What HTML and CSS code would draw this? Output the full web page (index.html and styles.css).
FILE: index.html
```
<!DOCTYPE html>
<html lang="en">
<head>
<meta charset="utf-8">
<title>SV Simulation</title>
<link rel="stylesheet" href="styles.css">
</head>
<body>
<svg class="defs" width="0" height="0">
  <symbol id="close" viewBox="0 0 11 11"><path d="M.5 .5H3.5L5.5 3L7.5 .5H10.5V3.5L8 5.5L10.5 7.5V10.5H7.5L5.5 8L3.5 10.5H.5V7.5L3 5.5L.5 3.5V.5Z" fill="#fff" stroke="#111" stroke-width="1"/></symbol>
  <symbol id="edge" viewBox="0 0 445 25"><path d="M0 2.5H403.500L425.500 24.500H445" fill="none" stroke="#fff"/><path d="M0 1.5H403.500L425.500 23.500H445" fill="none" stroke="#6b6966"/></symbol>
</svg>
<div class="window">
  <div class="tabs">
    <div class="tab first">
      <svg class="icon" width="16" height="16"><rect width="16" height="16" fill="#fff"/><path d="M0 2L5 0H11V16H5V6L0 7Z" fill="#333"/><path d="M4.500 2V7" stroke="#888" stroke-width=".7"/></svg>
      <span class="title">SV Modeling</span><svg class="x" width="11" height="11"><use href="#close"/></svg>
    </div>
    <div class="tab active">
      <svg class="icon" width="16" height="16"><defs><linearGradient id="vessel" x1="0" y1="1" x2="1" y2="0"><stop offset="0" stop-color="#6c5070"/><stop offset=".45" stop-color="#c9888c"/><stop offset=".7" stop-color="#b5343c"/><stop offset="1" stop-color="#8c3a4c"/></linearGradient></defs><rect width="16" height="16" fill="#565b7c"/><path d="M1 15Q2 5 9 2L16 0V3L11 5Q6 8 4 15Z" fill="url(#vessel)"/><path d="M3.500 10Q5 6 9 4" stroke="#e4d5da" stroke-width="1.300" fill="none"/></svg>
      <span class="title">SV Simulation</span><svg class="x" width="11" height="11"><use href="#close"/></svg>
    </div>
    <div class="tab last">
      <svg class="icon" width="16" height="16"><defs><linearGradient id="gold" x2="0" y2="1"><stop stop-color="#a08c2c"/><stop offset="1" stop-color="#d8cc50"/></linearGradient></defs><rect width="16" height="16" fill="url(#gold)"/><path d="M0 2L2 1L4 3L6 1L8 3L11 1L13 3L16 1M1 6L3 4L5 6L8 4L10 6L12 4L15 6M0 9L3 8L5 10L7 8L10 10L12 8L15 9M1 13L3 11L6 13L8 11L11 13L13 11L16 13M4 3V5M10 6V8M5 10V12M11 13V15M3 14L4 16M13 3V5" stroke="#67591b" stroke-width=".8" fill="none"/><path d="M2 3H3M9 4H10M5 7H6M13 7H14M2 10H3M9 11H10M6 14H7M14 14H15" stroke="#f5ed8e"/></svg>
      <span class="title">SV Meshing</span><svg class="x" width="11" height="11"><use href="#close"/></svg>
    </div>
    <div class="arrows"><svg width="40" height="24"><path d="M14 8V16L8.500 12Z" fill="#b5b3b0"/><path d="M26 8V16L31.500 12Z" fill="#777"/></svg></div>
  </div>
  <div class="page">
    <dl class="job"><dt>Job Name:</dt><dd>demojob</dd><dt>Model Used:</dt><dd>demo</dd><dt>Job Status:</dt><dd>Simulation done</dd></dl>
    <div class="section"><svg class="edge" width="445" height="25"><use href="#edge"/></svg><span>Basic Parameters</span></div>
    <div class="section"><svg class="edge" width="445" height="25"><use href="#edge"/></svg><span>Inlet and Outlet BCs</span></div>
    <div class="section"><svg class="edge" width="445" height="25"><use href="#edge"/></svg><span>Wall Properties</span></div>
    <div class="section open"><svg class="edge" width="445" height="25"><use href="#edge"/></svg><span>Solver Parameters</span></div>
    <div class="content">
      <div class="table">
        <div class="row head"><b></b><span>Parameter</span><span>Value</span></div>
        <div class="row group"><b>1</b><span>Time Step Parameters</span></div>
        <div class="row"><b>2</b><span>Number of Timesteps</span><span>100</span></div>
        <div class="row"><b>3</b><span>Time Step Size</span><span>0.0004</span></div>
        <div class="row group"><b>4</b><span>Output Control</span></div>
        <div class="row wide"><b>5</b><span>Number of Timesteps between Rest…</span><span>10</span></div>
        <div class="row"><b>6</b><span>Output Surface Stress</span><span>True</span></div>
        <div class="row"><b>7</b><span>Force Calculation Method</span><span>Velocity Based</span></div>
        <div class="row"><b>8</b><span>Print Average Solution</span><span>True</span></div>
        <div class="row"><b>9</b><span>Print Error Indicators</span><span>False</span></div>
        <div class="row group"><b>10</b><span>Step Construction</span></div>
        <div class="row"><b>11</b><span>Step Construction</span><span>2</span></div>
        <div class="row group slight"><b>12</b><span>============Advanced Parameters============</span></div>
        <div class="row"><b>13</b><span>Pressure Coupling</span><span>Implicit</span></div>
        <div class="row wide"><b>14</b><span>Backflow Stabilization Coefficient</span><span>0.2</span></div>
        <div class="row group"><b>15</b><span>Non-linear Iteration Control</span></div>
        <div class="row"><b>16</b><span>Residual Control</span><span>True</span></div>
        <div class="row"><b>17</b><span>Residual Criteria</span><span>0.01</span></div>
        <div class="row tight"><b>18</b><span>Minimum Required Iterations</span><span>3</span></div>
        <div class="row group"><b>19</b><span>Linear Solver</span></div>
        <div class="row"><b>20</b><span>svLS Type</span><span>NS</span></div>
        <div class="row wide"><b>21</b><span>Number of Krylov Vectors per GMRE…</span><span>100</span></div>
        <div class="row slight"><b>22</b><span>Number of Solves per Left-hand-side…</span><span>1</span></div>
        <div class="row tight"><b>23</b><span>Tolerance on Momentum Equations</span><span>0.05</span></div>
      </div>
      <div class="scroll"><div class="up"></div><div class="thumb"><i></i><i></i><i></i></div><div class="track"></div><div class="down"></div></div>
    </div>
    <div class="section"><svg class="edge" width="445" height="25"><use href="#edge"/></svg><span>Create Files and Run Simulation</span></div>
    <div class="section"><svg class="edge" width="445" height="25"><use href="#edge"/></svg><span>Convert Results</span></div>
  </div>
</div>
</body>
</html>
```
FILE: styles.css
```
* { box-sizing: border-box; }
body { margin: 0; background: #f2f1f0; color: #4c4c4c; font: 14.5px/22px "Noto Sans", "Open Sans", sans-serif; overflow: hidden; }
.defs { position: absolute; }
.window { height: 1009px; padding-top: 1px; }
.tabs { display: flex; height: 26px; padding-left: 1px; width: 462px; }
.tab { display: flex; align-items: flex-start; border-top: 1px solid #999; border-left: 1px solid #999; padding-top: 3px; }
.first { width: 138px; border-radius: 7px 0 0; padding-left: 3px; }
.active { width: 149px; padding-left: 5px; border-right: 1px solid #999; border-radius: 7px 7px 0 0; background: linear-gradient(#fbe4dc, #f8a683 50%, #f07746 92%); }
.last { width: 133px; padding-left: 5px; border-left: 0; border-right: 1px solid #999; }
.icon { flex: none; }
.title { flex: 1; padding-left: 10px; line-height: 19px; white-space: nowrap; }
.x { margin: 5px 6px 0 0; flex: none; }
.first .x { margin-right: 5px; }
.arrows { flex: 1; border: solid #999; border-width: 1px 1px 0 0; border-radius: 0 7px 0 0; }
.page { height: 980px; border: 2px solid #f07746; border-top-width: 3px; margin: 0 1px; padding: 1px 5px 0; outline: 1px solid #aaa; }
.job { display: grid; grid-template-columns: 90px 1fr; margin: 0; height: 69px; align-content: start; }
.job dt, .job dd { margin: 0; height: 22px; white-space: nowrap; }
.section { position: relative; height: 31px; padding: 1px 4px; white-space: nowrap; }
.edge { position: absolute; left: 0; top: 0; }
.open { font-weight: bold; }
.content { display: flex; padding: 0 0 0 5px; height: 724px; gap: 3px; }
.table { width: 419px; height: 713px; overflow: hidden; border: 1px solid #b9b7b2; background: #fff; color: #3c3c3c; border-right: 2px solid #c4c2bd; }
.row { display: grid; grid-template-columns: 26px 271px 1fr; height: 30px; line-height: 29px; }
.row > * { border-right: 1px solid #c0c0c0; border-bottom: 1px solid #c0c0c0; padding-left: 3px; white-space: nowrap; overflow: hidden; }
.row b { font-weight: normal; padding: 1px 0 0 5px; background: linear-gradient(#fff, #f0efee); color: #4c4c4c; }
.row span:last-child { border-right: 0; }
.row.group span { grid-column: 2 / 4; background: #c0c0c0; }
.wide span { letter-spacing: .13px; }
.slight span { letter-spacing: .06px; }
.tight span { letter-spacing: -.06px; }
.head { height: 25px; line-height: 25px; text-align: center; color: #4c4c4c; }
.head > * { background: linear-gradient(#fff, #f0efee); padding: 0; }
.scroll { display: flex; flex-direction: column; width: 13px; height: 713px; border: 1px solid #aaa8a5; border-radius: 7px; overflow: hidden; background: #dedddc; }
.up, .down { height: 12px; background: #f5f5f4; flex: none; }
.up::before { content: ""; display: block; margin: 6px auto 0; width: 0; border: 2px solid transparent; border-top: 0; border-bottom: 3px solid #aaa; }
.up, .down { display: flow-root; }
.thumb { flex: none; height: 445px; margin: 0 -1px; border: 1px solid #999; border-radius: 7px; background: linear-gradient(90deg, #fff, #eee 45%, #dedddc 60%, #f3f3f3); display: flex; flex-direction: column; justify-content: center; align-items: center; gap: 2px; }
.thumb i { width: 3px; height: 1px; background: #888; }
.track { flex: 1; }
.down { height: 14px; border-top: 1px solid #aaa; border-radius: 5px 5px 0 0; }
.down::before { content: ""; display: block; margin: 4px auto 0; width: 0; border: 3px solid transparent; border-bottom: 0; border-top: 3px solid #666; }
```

☆ ☆ ☆

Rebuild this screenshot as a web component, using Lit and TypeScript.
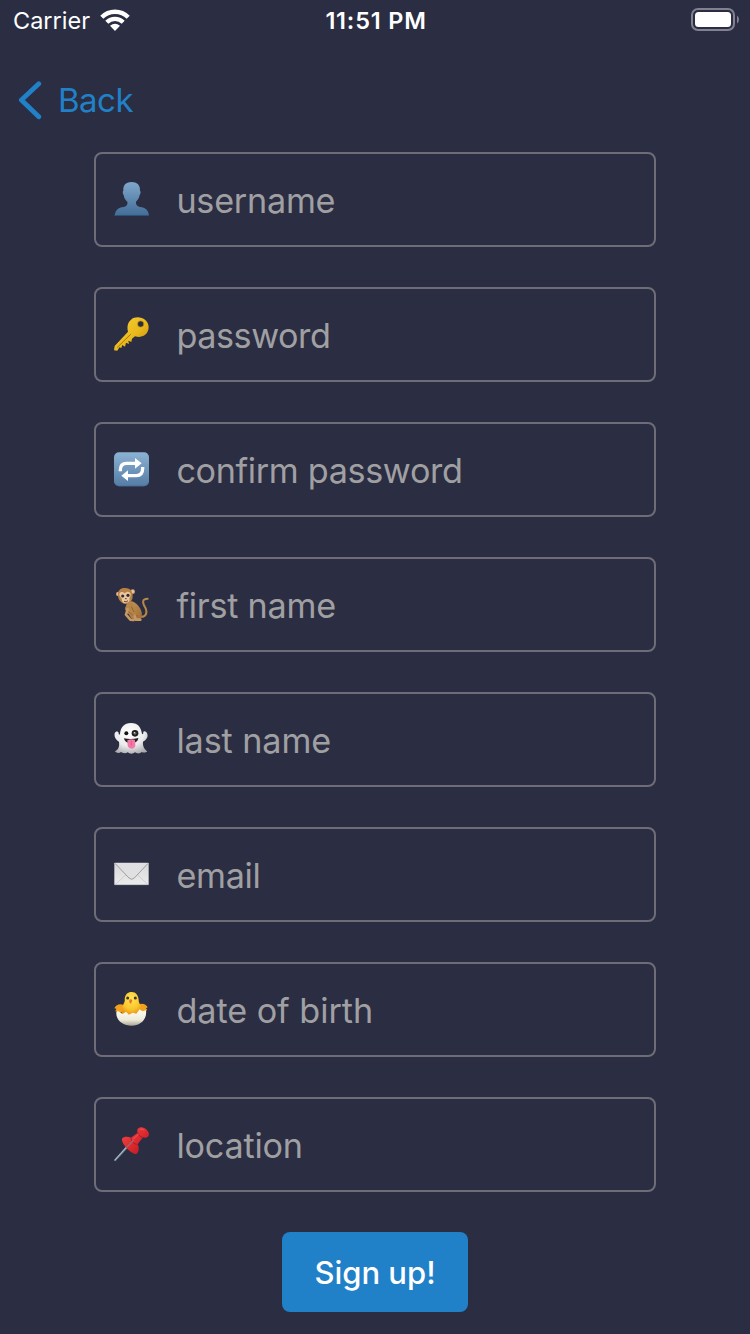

☆ ☆ ☆

BRIEF => Scan the listing above and identify each line holding the string "this"; copy every such line.

FULL RESPONSE =>
What HTML and CSS code would draw this? Output the full web page (index.html and styles.css).
Rebuild this screenshot as a web component, using Lit and TypeScript.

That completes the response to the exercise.